> [WRITTEN INSTRUCTION]:
Extract each line where the string "this" shows up.

> [LISTED RECORDS]:
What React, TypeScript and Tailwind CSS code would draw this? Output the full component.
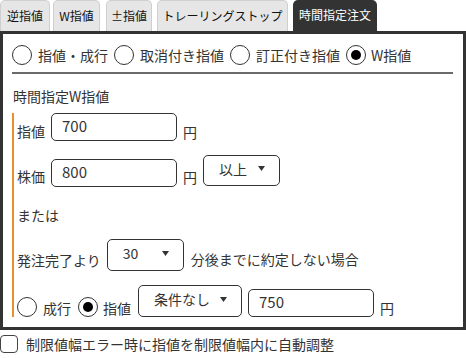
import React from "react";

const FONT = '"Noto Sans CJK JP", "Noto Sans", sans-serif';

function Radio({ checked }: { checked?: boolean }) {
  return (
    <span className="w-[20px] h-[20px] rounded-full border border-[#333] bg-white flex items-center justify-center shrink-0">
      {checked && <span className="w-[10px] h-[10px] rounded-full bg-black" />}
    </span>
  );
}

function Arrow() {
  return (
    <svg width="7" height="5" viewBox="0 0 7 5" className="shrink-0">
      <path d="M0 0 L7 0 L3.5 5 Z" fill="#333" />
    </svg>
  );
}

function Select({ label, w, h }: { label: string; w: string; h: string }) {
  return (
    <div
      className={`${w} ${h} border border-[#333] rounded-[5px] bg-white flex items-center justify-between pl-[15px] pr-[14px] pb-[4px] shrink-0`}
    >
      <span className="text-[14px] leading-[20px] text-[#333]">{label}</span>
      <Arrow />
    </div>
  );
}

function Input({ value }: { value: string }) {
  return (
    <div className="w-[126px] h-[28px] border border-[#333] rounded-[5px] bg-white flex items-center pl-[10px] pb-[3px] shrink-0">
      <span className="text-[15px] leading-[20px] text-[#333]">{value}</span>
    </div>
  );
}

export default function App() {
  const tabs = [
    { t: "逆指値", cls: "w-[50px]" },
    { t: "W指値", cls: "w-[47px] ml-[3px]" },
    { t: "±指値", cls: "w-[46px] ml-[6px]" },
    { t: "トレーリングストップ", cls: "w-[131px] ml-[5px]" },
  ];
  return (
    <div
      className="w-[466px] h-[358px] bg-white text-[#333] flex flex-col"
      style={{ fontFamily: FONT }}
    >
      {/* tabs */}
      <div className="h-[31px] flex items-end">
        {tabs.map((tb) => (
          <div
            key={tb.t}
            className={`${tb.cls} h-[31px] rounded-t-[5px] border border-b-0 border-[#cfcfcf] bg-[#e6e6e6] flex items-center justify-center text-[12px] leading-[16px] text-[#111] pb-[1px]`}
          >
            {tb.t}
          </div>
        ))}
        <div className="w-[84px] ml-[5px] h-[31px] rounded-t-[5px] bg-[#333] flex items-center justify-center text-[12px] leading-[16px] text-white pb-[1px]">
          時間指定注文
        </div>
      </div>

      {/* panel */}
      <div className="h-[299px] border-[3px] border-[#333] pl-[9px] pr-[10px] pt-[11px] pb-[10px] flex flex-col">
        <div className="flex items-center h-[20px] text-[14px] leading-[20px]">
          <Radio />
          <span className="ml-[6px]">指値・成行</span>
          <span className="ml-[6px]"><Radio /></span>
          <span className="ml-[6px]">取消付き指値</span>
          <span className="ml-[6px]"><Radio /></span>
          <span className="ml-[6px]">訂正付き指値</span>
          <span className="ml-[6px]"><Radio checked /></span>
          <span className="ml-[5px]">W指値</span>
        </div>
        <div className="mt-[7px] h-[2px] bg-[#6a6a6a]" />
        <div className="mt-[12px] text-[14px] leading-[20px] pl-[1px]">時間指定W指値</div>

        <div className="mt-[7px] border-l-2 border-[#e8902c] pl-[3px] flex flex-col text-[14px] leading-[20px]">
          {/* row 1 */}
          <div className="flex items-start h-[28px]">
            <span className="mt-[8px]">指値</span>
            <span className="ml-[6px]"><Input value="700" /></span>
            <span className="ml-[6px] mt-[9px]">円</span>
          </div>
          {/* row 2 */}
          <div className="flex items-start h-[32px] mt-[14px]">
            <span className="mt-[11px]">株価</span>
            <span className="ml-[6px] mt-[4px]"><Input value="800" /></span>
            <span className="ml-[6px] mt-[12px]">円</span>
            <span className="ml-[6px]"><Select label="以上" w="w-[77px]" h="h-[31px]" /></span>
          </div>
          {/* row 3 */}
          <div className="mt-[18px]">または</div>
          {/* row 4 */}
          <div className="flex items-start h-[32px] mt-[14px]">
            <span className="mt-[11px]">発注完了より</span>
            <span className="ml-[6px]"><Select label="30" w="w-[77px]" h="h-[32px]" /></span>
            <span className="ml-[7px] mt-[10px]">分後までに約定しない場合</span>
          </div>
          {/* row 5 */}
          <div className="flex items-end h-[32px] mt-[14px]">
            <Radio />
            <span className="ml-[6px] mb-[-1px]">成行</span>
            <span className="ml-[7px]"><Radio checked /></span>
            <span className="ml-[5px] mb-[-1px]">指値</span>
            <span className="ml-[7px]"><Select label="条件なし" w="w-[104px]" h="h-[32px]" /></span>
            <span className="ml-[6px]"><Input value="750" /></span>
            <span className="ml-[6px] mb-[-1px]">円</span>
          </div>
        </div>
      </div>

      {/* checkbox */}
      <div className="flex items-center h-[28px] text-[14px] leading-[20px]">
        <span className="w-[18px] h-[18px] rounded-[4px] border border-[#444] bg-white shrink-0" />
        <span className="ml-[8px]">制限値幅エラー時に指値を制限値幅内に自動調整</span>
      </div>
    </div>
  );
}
--
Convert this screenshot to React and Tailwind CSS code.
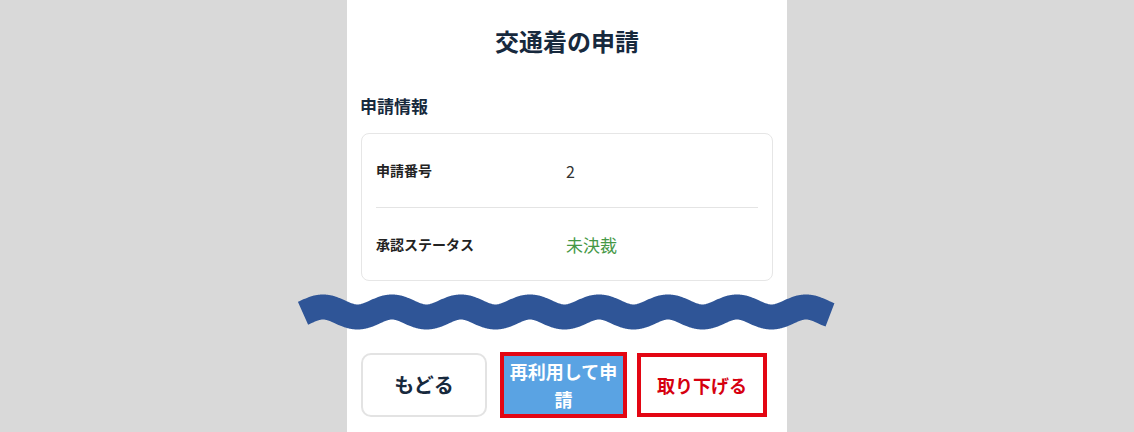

> [EXERCISE RESPONSE]:
What React, TypeScript and Tailwind CSS code would draw this? Output the full component.
Convert this screenshot to React and Tailwind CSS code.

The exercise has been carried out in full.